The UK already has the highest number of prisoners in Europe, and the highest number of prisoners ever. That doesn't seem to have radically reassured or protected the public. If 'locking more men, women and children up for longer' was ever a viable way of 'reassuring and protecting the public', it isn't now.

John East said...

cirdan,
So what's your answer?

Incidently, if you have an answer, I would be grateful for any links that you may have to support your case.

Deogolwulf said...

"The UK already has the highest number of prisoners in Europe".

We also have the largest population of yobs in Europe. The public are not reassured or protected because there are simply not enough of such persons in prison. I suggest, Cirdan, that you visit an average British town on an average Saturday night, then compare with say an average French or German or Slovenian town, and then you might begin to know something about the state of Britain.

Cirdan said...

Harsh sentencing is an inefficient and unjust way of handling most criminals. First, because prisons are expensive to build and maintain. Second, because there’s surprisingly little evidence that locking large numbers of people up (for any but the most serious crimes) is an effective way of deterring or reducing crime; for example, between 1997 and 2001, recorded violent crime in England and Wales rose approx. 22% per year*, despite years of ever harsher sentences for ever younger offenders previously. This is only to be expected, as locking people up, especially locking young people up is a surprisingly efficient way of educating them in criminal habits. Fourth, locking large numbers of people up reduces the deterrent effects of any single prison sentence – the rarer a prison sentence is the likelier it is to act as a deterrent. Fifth, locking up people with substance-abuse and mental problems is exactly the wrong way of helping them. Finally, a vital piece of the crime-reduction puzzle is the stability of the family; jailing people, especially women, is often fatal for family cohesion.

This is to say nothing of the corrosive effects on freedom that recent penal reforms have had and will have, but that’s an argument for another day.

*www.homeoffice.gov.uk/rds/pdfs2/hosb1203.pdf, check out crimereduction.gov too

Deogolwulf said...

Cirdan: "there’s surprisingly little evidence that locking large numbers of people up (for any but the most serious crimes) is an effective way of deterring or reducing crime"

So, prison works as "an effective way of deterring or reducing" the most serious crimes, but not less serious crimes. Would you care to explain how this comes about?

Cirdan: "recorded violent crime in England and Wales rose approx. 22% per year*, despite years of ever harsher sentences. This is only to be expected, as locking people up, especially locking young people up is a surprisingly efficient way of educating them in criminal habits."

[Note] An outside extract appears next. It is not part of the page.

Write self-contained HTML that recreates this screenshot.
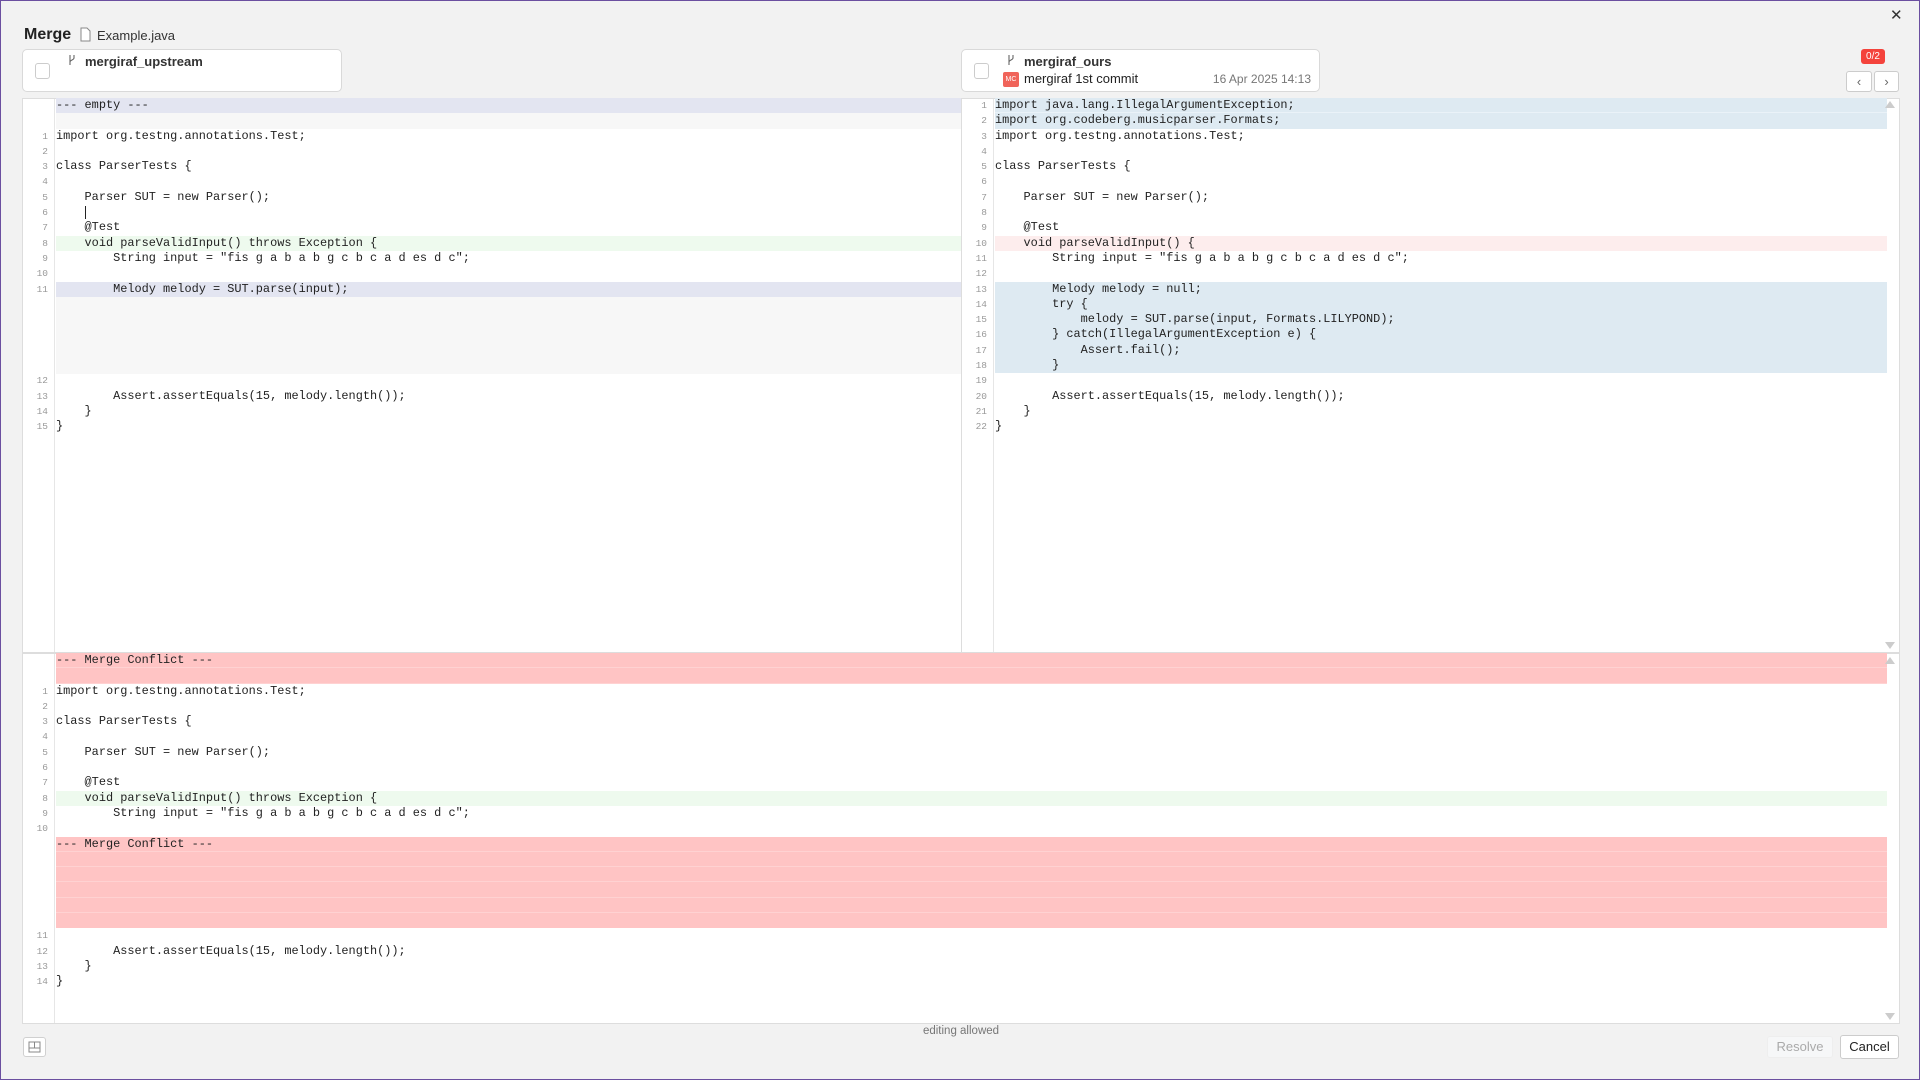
<!DOCTYPE html>
<html><head><meta charset="utf-8"><style>
*{box-sizing:border-box;margin:0;padding:0}
body{width:1920px;height:1080px;background:#f2f2f2;font-family:"Liberation Sans",sans-serif;position:relative;overflow:hidden;border:1px solid #6b4fa0}
.a{position:absolute}
.card{position:absolute;background:#fff;border:1px solid #d9d9d9;border-radius:5px}
.cb{position:absolute;width:15px;height:16px;border:1px solid #ccc;border-radius:3px;background:#fff}
.pane{position:absolute;background:#fff;border:1px solid #ddd}
.g{position:absolute;top:0;bottom:0;width:32px;border-right:1px solid #e6e6e6;background:#fff}
.rows{position:absolute;top:-1px;font-family:"Liberation Mono",monospace;font-size:11.9px;color:#222}
.r{height:15.3px;line-height:15.3px;white-space:pre;position:relative}
.n{position:absolute;width:25px;text-align:right;font-size:9.5px;color:#999}
.hd{background:#e3e5f1}.fl{background:#f7f7f7}.gr{background:#eefaee}.lv{background:#e3e5f1}.bl{background:#deeaf2}.rd{background:#fdeded}.pk{background:#ffc4c4;border-bottom:1px solid #ffd2d2}
.btn{position:absolute;border:1px solid #ccc;border-radius:3px;background:#fff;font-size:13px;text-align:center}
</style></head><body>
<div class="a" style="left:23px;top:25px;font-size:16px;font-weight:bold;color:#222">Merge</div>
<svg class="a" style="left:79px;top:26px" width="11" height="15"><path d="M1 1h6l3 3v10H1z" fill="#fff" stroke="#888"/></svg>
<div class="a" style="left:96px;top:27px;font-size:13px;color:#333">Example.java</div>
<div class="a" style="left:1889px;top:5px;font-size:15px;color:#333">✕</div>

<div class="card" style="left:21px;top:48px;width:320px;height:43px">
<div class="cb" style="left:12px;top:13px"></div>
<svg class="a" style="left:44px;top:4px" width="10" height="12"><path d="M3 1v10M7 1v3c0 2-4 2-4 4" fill="none" stroke="#666" stroke-width="1.1"/></svg>
<div class="a" style="left:62px;top:4px;font-size:13px;font-weight:bold;color:#333">mergiraf_upstream</div>
</div>
<div class="card" style="left:960px;top:48px;width:359px;height:43px">
<div class="cb" style="left:12px;top:13px"></div>
<svg class="a" style="left:44px;top:4px" width="10" height="12"><path d="M3 1v10M7 1v3c0 2-4 2-4 4" fill="none" stroke="#666" stroke-width="1.1"/></svg>
<div class="a" style="left:62px;top:4px;font-size:13px;font-weight:bold;color:#333">mergiraf_ours</div>
<div class="a" style="left:41px;top:22px;width:16px;height:15px;background:#f0645a;border-radius:2px;color:#fff;font-size:7px;line-height:15px;text-align:center">MC</div>
<div class="a" style="left:62px;top:21px;font-size:13px;color:#222">mergiraf 1st commit</div>
<div class="a" style="right:8px;top:22px;font-size:12px;color:#777">16 Apr 2025 14:13</div>
</div>
<div class="a" style="left:1860px;top:48px;width:24px;height:15px;background:#f4433c;border-radius:3px;color:#fff;font-size:10px;line-height:15px;text-align:center">0/2</div>
<div class="btn" style="left:1845px;top:70px;width:26px;height:21px;line-height:19px;color:#666">‹</div>
<div class="btn" style="left:1873px;top:70px;width:25px;height:21px;line-height:19px;color:#666">›</div>

<div class="pane" style="left:21px;top:97px;width:940px;height:555px">
<div class="g" style="left:0"></div>
<div class="rows" style="left:0;width:938px">
<div class="r"><span class="n"></span><div class="a hd" style="left:33px;right:0;top:0;bottom:0">--- empty ---</div></div>
<div class="r"><div class="a fl" style="left:33px;right:0;top:0;bottom:0"></div></div>
<div class="r"><span class="n">1</span><span class="a" style="left:33px">import org.testng.annotations.Test;</span></div>
<div class="r"><span class="n">2</span></div>
<div class="r"><span class="n">3</span><span class="a" style="left:33px">class ParserTests {</span></div>
<div class="r"><span class="n">4</span></div>
<div class="r"><span class="n">5</span><span class="a" style="left:33px">    Parser SUT = new Parser();</span></div>
<div class="r"><span class="n">6</span><span class="a" style="left:62px;top:1px;width:1px;height:13px;background:#222"></span></div>
<div class="r"><span class="n">7</span><span class="a" style="left:33px">    @Test</span></div>
<div class="r"><span class="n">8</span><div class="a gr" style="left:33px;right:0;top:0;bottom:0">    void parseValidInput() throws Exception {</div></div>
<div class="r"><span class="n">9</span><span class="a" style="left:33px">        String input = "fis g a b a b g c b c a d es d c";</span></div>
<div class="r"><span class="n">10</span></div>
<div class="r"><span class="n">11</span><div class="a lv" style="left:33px;right:0;top:0;bottom:0">        Melody melody = SUT.parse(input);</div></div>
<div class="a fl" style="left:33px;right:0;top:199px;height:76.5px"></div>
<div class="r"></div><div class="r"></div><div class="r"></div><div class="r"></div><div class="r"></div>
<div class="r"><span class="n">12</span></div>
<div class="r"><span class="n">13</span><span class="a" style="left:33px">        Assert.assertEquals(15, melody.length());</span></div>
<div class="r"><span class="n">14</span><span class="a" style="left:33px">    }</span></div>
<div class="r"><span class="n">15</span><span class="a" style="left:33px">}</span></div>
</div></div>

<div class="pane" style="left:960px;top:97px;width:939px;height:555px">
<div class="g" style="left:0"></div>
<div class="rows" style="left:0;width:925px">
<div class="r"><span class="n">1</span><div class="a bl" style="left:33px;right:0;top:0;bottom:0;border-bottom:1px solid #eaf2f8">import java.lang.IllegalArgumentException;</div></div>
<div class="r"><span class="n">2</span><div class="a bl" style="left:33px;right:0;top:0;bottom:0">import org.codeberg.musicparser.Formats;</div></div>
<div class="r"><span class="n">3</span><span class="a" style="left:33px">import org.testng.annotations.Test;</span></div>
<div class="r"><span class="n">4</span></div>
<div class="r"><span class="n">5</span><span class="a" style="left:33px">class ParserTests {</span></div>
<div class="r"><span class="n">6</span></div>
<div class="r"><span class="n">7</span><span class="a" style="left:33px">    Parser SUT = new Parser();</span></div>
<div class="r"><span class="n">8</span></div>
<div class="r"><span class="n">9</span><span class="a" style="left:33px">    @Test</span></div>
<div class="r"><span class="n">10</span><div class="a rd" style="left:33px;right:0;top:0;bottom:0">    void parseValidInput() {</div></div>
<div class="r"><span class="n">11</span><span class="a" style="left:33px">        String input = "fis g a b a b g c b c a d es d c";</span></div>
<div class="r"><span class="n">12</span></div>
<div class="r"><span class="n">13</span><div class="a bl" style="left:33px;right:0;top:0;bottom:0">        Melody melody = null;</div></div>
<div class="r"><span class="n">14</span><div class="a bl" style="left:33px;right:0;top:0;bottom:0">        try {</div></div>
<div class="r"><span class="n">15</span><div class="a bl" style="left:33px;right:0;top:0;bottom:0">            melody = SUT.parse(input, Formats.LILYPOND);</div></div>
<div class="r"><span class="n">16</span><div class="a bl" style="left:33px;right:0;top:0;bottom:0">        } catch(IllegalArgumentException e) {</div></div>
<div class="r"><span class="n">17</span><div class="a bl" style="left:33px;right:0;top:0;bottom:0">            Assert.fail();</div></div>
<div class="r"><span class="n">18</span><div class="a bl" style="left:33px;right:0;top:0;bottom:0">        }</div></div>
<div class="r"><span class="n">19</span></div>
<div class="r"><span class="n">20</span><span class="a" style="left:33px">        Assert.assertEquals(15, melody.length());</span></div>
<div class="r"><span class="n">21</span><span class="a" style="left:33px">    }</span></div>
<div class="r"><span class="n">22</span><span class="a" style="left:33px">}</span></div>
</div>
<div class="a" style="right:4px;top:2px;width:0;height:0;border:5px solid transparent;border-bottom:7px solid #ccc;border-top:0"></div>
<div class="a" style="right:4px;bottom:3px;width:0;height:0;border:5px solid transparent;border-top:7px solid #ccc;border-bottom:0"></div>
</div>

<div class="pane" style="left:21px;top:652px;width:1878px;height:371px">
<div class="g" style="left:0"></div>
<div class="rows" style="left:0;width:1864px">
<div class="r"><div class="a pk" style="left:33px;right:0;top:0;bottom:0">--- Merge Conflict ---</div></div>
<div class="r"><div class="a pk" style="left:33px;right:0;top:0;bottom:0"></div></div>
<div class="r"><span class="n">1</span><span class="a" style="left:33px">import org.testng.annotations.Test;</span></div>
<div class="r"><span class="n">2</span></div>
<div class="r"><span class="n">3</span><span class="a" style="left:33px">class ParserTests {</span></div>
<div class="r"><span class="n">4</span></div>
<div class="r"><span class="n">5</span><span class="a" style="left:33px">    Parser SUT = new Parser();</span></div>
<div class="r"><span class="n">6</span></div>
<div class="r"><span class="n">7</span><span class="a" style="left:33px">    @Test</span></div>
<div class="r"><span class="n">8</span><div class="a gr" style="left:33px;right:0;top:0;bottom:0">    void parseValidInput() throws Exception {</div></div>
<div class="r"><span class="n">9</span><span class="a" style="left:33px">        String input = "fis g a b a b g c b c a d es d c";</span></div>
<div class="r"><span class="n">10</span></div>
<div class="r"><div class="a pk" style="left:33px;right:0;top:0;bottom:0">--- Merge Conflict ---</div></div>
<div class="r"><div class="a pk" style="left:33px;right:0;top:0;bottom:0"></div></div>
<div class="r"><div class="a pk" style="left:33px;right:0;top:0;bottom:0"></div></div>
<div class="r"><div class="a pk" style="left:33px;right:0;top:0;bottom:0"></div></div>
<div class="r"><div class="a pk" style="left:33px;right:0;top:0;bottom:0"></div></div>
<div class="r"><div class="a pk" style="left:33px;right:0;top:0;bottom:0;border:0"></div></div>
<div class="r"><span class="n">11</span></div>
<div class="r"><span class="n">12</span><span class="a" style="left:33px">        Assert.assertEquals(15, melody.length());</span></div>
<div class="r"><span class="n">13</span><span class="a" style="left:33px">    }</span></div>
<div class="r"><span class="n">14</span><span class="a" style="left:33px">}</span></div>
</div>
<div class="a" style="right:4px;top:3px;width:0;height:0;border:5px solid transparent;border-bottom:7px solid #ccc;border-top:0"></div>
<div class="a" style="right:4px;bottom:3px;width:0;height:0;border:5px solid transparent;border-top:7px solid #ccc;border-bottom:0"></div>
</div>

<div class="btn" style="left:22px;top:1036px;width:23px;height:20px;border-color:#d0d0d0"><svg width="21" height="18"><rect x="5" y="4" width="11" height="10" fill="none" stroke="#888"/><path d="M5 10h11M10.5 4v6" stroke="#888"/></svg></div>
<div class="a" style="left:0;width:1920px;top:1024px;text-align:center;font-size:11.5px;color:#777">editing allowed</div>
<div class="btn" style="left:1766px;top:1035px;width:66px;height:22px;line-height:20px;color:#aaa;background:#f6f7f8;border-color:#eee">Resolve</div>
<div class="btn" style="left:1839px;top:1034px;width:59px;height:24px;line-height:22px;color:#222">Cancel</div>
</body></html>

You are not joking, are you? You think the greater criminality, the breaking-down of society, and the barbarism that increasingly prevails is actually caused in large part by the feeble efforts to halt it? Well, I suppose it's a view that does away with any need to bother with a consideration of history, of how we ever got into this mess!

By the by, sentencing is not harsh in this country, by any historical comparison. Your "ever harsher" means "a little less feeble". Moreover, if recorded violent crime has risen, shouldn't you be supporting an increase in prison numbers, or do you think violent crime is not serious enough to warrant the sanction of prison, and that we should allow a greater number of violent criminals to remain at large? Do you have great new experimental ideas for stopping the violence of these persons while they are at large? Would you care to live in the areas in which they live while you put these ideas to the test? You'll forgive me my scepticism, I hope.

Cirdan: "the rarer a prison sentence is the likelier it is to act as a deterrent"

Have you lost your marbles?

David Duff said...

"Have you lost your marbles?"

No, probably some one nicked them when he was busy writing rubbish.

Anonymous said...

Liberal/lefties subscribe to some ill thought out idea that the prison population should be a certain percentage of the population. I suspect Cirdan subscribes to some form of this belief.

So if that figure were 0.1%, when Britain had a 40 million people there should have been 40,000 people doing time.

Now we have 60M people we should have 50,000 prisoners. If it turns out we actually have 60,000 then there are deemed to be 10,000 too many prisoners.

Logically the number of prisoners should be linked to the amount of crime. Im sure Laban Tall has pointed this out at some time.

Anonymous said...

Oh rats!

The more astute among you will have spotted my mathmatical blundering above, Im sure you get the drift though.